DATASET →
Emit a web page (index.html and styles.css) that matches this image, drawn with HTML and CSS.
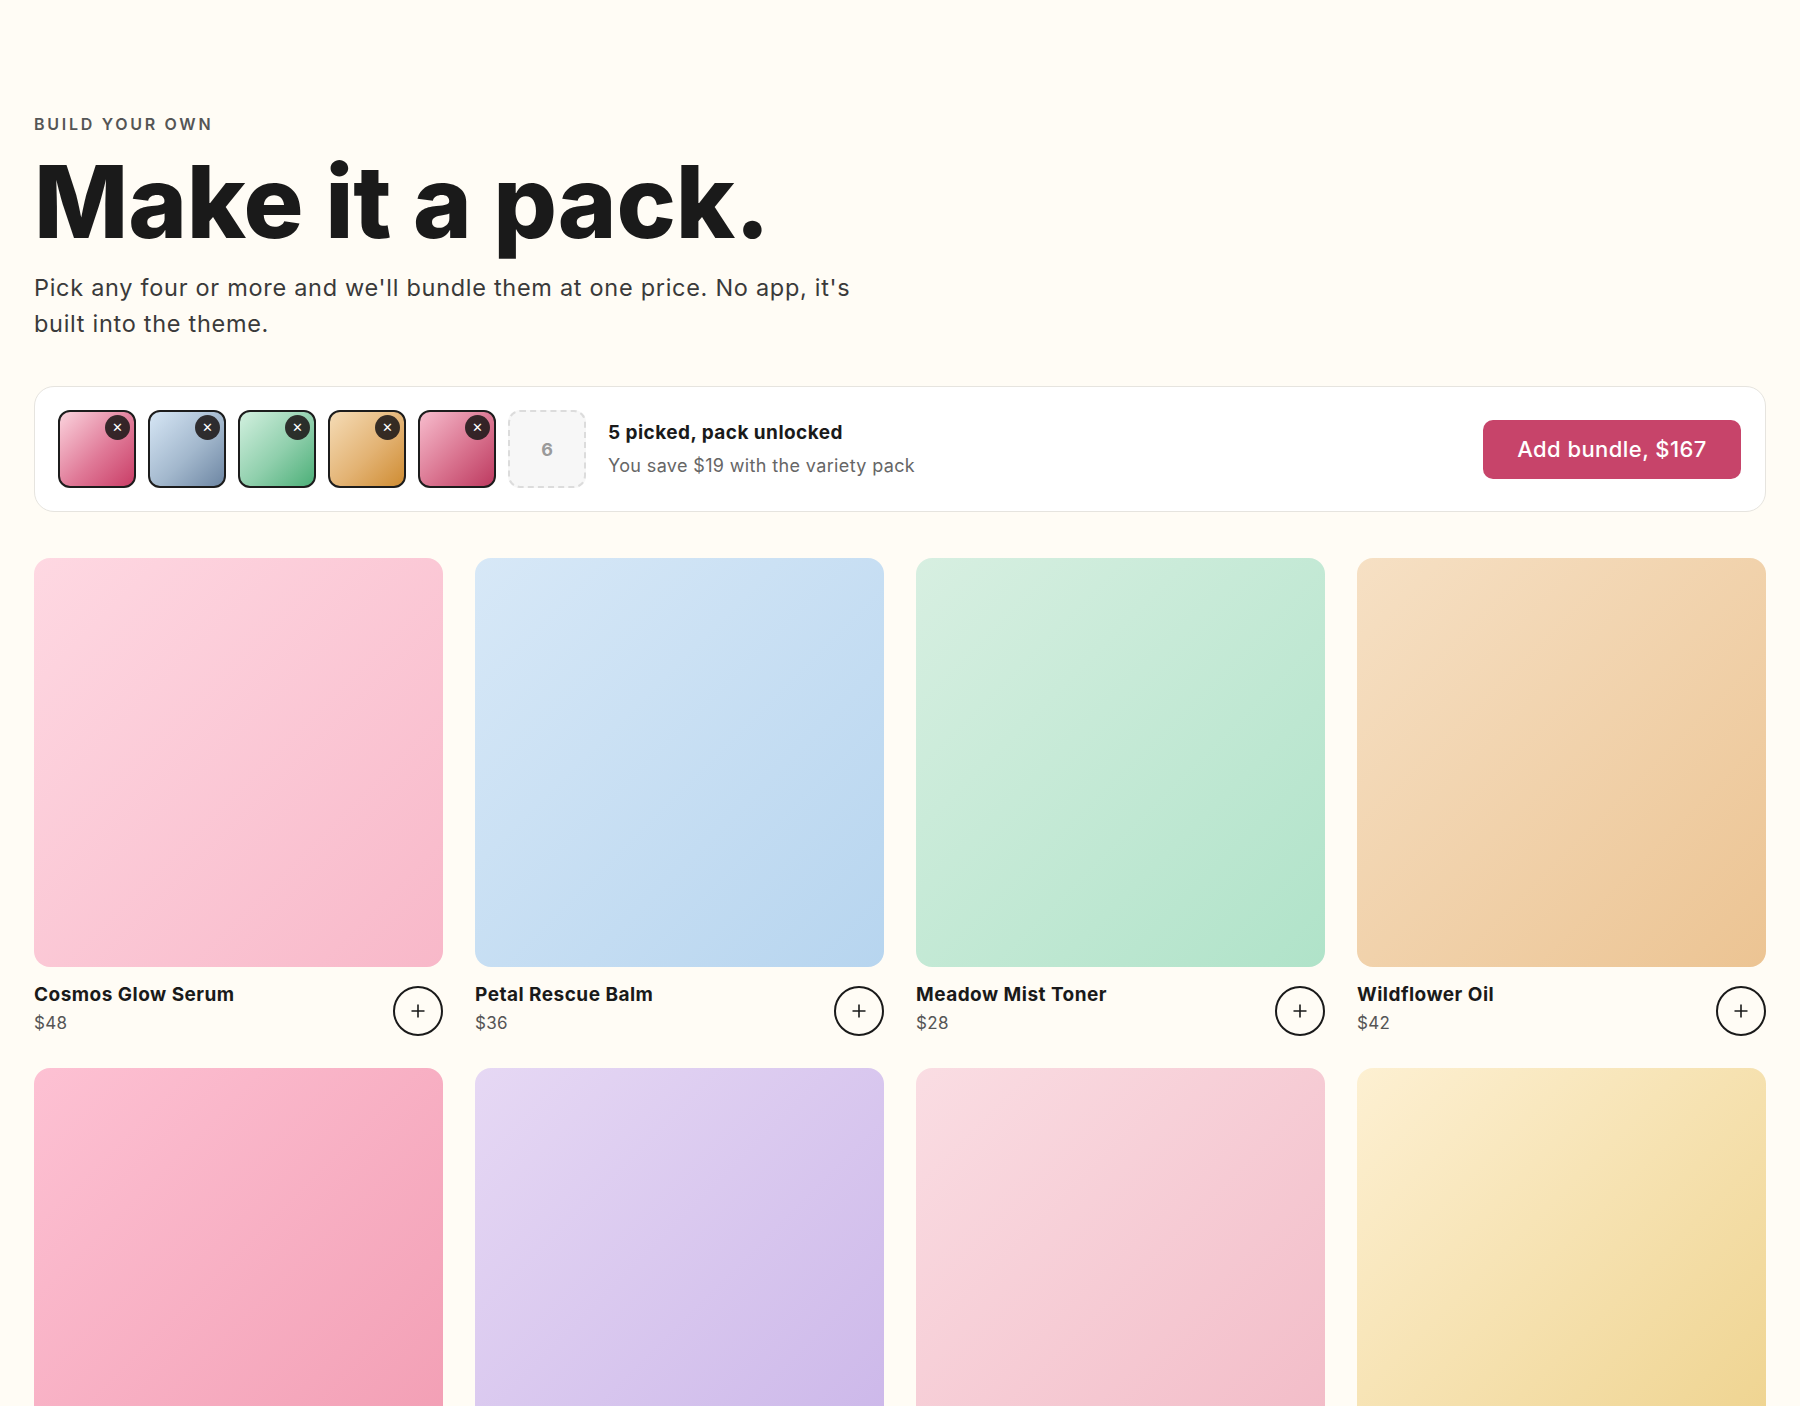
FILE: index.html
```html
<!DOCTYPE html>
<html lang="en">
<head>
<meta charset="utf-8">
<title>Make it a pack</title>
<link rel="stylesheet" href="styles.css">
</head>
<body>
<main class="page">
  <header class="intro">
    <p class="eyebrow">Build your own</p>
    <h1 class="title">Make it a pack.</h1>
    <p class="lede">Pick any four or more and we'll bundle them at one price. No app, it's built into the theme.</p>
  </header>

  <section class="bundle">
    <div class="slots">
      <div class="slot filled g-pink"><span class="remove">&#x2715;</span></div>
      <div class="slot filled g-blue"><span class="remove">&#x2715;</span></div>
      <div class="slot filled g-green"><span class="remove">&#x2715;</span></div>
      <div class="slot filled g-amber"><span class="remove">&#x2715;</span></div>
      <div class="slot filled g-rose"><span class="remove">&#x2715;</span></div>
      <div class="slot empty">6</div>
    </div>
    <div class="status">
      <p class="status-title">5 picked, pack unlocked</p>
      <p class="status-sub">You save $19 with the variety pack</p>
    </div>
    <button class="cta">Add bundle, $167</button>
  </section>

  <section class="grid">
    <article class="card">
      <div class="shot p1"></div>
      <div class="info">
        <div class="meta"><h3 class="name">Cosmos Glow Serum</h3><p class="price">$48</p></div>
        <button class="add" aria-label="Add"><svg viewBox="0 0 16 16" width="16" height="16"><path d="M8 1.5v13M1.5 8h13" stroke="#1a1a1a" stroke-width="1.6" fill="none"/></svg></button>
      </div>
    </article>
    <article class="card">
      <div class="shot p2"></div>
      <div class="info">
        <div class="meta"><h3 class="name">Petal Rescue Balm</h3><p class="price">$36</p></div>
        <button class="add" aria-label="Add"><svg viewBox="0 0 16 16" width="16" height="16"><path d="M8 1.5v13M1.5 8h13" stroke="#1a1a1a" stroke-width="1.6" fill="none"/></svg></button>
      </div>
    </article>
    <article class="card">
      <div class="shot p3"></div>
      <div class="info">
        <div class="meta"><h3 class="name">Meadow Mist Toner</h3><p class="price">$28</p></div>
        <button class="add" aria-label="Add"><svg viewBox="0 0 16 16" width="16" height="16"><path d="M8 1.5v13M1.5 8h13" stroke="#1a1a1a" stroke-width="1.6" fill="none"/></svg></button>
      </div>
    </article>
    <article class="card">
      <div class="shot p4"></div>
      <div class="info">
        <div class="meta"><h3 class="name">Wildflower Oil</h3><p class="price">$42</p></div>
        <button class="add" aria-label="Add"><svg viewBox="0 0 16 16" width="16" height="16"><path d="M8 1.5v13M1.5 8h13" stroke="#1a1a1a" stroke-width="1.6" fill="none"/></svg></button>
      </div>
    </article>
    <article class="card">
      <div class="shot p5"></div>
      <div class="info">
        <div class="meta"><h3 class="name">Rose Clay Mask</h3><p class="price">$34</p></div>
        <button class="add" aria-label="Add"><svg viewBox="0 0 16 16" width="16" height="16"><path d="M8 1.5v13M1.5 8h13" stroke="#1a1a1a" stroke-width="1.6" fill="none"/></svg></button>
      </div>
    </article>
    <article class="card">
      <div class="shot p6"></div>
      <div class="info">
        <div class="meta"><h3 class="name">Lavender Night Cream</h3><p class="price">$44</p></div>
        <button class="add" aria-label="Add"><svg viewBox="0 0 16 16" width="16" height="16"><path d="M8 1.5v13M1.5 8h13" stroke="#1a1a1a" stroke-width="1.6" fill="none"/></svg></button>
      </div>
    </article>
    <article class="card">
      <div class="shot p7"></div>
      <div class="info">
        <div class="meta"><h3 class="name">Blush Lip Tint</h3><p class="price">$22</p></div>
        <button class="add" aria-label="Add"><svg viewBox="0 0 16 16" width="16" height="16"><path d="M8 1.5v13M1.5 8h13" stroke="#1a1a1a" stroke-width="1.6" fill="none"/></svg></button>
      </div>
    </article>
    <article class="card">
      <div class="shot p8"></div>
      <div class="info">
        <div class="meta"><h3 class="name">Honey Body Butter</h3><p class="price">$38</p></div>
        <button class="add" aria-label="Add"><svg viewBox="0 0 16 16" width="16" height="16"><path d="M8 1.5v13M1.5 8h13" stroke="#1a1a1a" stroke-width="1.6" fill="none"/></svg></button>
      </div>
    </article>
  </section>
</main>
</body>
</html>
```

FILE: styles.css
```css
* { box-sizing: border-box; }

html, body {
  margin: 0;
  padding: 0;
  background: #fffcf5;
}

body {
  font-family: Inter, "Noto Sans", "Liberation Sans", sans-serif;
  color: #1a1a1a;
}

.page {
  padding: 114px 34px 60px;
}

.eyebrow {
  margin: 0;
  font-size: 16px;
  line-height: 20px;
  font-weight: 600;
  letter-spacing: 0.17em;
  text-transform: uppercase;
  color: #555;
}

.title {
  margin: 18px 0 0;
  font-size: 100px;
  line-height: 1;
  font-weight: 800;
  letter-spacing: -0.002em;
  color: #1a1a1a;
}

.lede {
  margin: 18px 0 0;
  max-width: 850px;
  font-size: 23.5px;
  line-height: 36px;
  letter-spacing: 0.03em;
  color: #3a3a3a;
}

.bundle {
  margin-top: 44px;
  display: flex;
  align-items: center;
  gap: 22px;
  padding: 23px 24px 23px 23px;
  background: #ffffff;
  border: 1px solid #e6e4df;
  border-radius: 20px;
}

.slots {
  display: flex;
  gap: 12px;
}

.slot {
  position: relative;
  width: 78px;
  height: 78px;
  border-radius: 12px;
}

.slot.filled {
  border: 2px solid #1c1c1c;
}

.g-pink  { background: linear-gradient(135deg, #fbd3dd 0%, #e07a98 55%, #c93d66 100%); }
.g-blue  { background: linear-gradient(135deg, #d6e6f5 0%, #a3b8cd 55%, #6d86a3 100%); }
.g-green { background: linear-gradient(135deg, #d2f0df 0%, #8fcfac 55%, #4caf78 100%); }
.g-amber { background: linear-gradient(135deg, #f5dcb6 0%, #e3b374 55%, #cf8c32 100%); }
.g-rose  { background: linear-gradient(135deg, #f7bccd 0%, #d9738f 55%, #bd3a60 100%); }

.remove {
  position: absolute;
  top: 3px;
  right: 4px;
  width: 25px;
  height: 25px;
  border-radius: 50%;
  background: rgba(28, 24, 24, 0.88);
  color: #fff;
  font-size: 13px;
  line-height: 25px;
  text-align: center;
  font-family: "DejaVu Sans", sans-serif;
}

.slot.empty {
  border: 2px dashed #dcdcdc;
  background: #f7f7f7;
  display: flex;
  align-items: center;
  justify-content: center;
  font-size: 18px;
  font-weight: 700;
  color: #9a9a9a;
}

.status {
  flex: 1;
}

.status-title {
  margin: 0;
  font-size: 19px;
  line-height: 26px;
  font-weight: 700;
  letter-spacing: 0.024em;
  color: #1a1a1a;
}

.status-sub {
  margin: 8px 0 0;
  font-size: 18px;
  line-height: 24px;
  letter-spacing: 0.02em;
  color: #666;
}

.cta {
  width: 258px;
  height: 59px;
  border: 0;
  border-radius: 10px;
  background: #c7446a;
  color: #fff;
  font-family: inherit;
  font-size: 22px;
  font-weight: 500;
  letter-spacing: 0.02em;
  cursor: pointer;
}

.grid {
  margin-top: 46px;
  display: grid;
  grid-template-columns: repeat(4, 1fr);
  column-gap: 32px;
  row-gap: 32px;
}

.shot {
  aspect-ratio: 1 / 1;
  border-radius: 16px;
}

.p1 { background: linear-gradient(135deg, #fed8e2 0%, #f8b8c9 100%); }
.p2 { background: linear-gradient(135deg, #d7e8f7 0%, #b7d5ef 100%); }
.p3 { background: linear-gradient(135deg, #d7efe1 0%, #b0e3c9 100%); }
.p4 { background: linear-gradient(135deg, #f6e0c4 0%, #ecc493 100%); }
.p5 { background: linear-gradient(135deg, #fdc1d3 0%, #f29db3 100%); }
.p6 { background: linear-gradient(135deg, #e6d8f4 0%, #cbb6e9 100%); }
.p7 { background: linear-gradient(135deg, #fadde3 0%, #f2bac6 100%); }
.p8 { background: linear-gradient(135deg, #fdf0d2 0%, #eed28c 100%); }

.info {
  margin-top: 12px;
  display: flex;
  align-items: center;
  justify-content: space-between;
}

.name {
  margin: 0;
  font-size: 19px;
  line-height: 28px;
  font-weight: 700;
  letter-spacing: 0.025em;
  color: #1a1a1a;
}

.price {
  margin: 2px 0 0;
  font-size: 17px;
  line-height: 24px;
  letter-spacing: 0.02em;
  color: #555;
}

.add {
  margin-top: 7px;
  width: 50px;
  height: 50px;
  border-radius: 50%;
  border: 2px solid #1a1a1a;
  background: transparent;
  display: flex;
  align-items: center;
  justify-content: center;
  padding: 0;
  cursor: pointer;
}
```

--

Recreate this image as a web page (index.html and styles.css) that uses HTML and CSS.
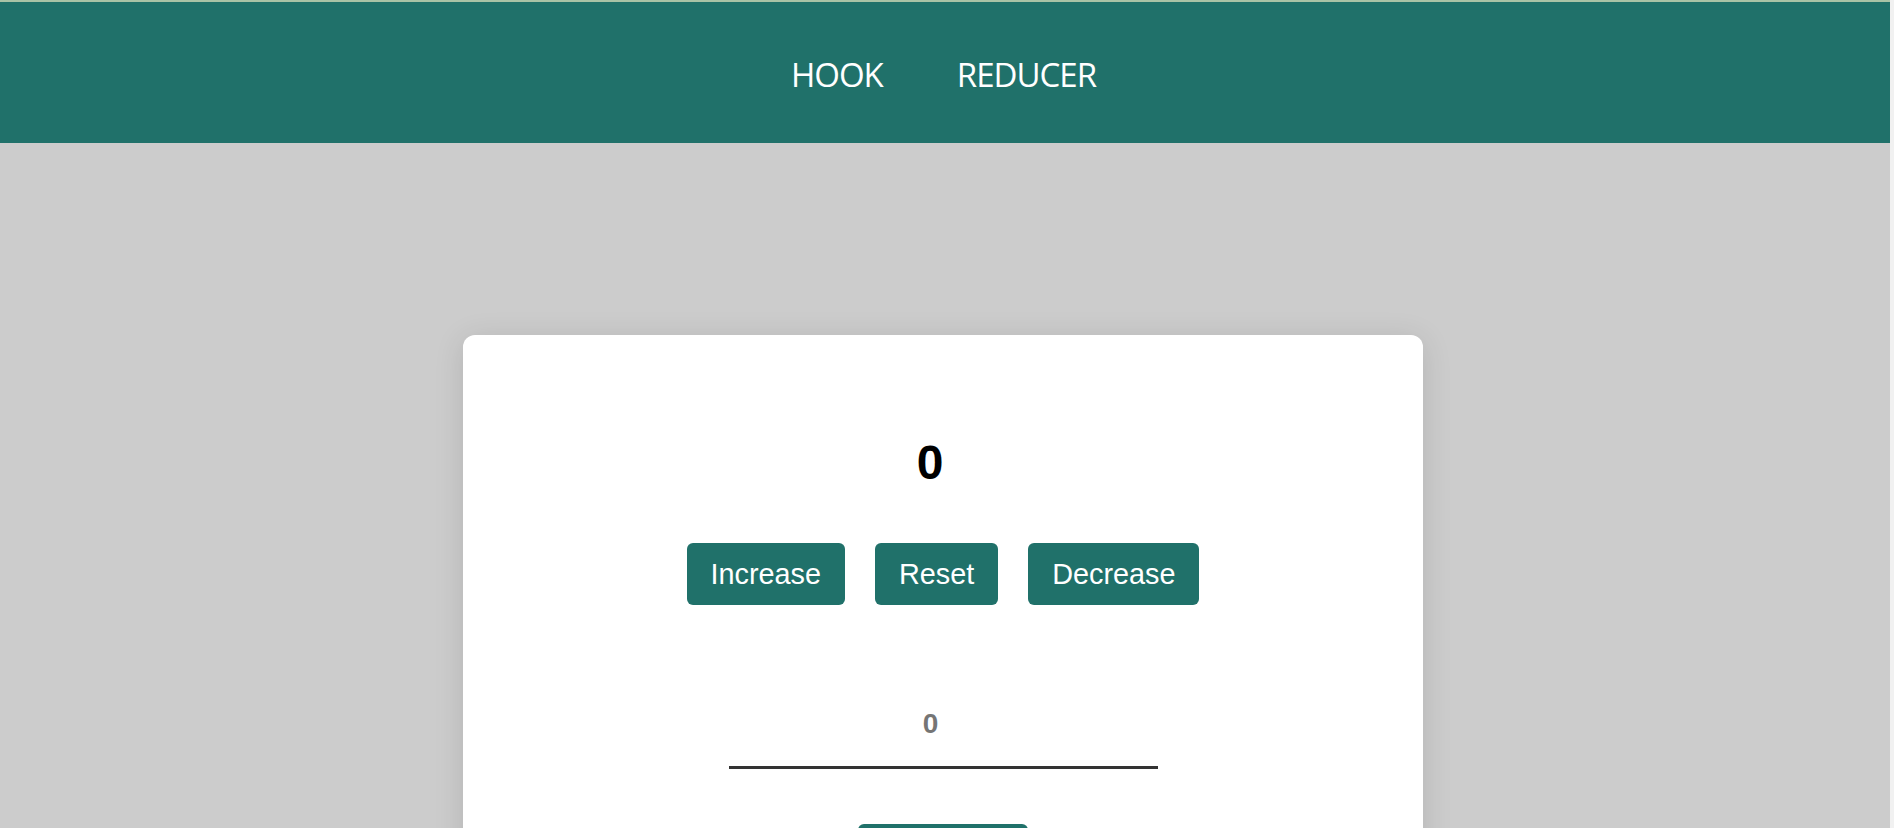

...

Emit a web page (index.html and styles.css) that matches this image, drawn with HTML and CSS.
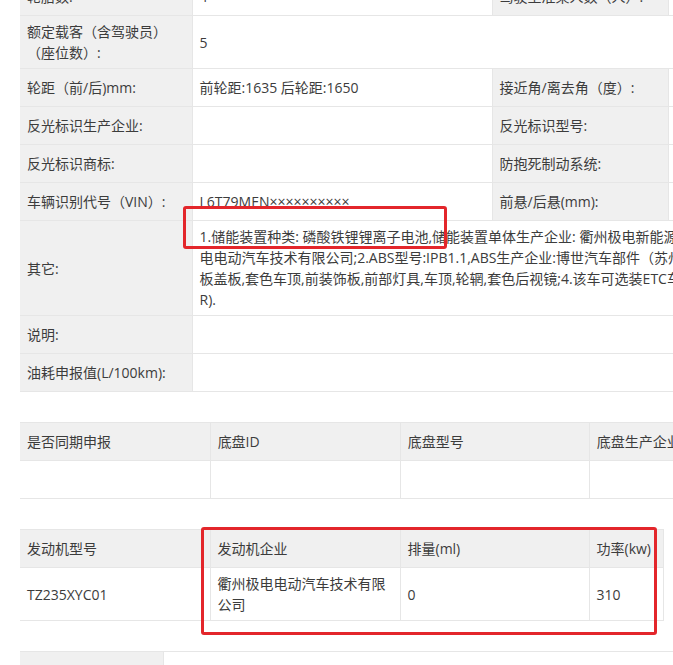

WHAT YOU HAVE TO DO → Find every line in the records above that contains the word "index", and copy each one.

SOLUTION →
Emit a web page (index.html and styles.css) that matches this image, drawn with HTML and CSS.
FILE: index.html
Recreate this image as a web page (index.html and styles.css) that uses HTML and CSS.
Emit a web page (index.html and styles.css) that matches this image, drawn with HTML and CSS.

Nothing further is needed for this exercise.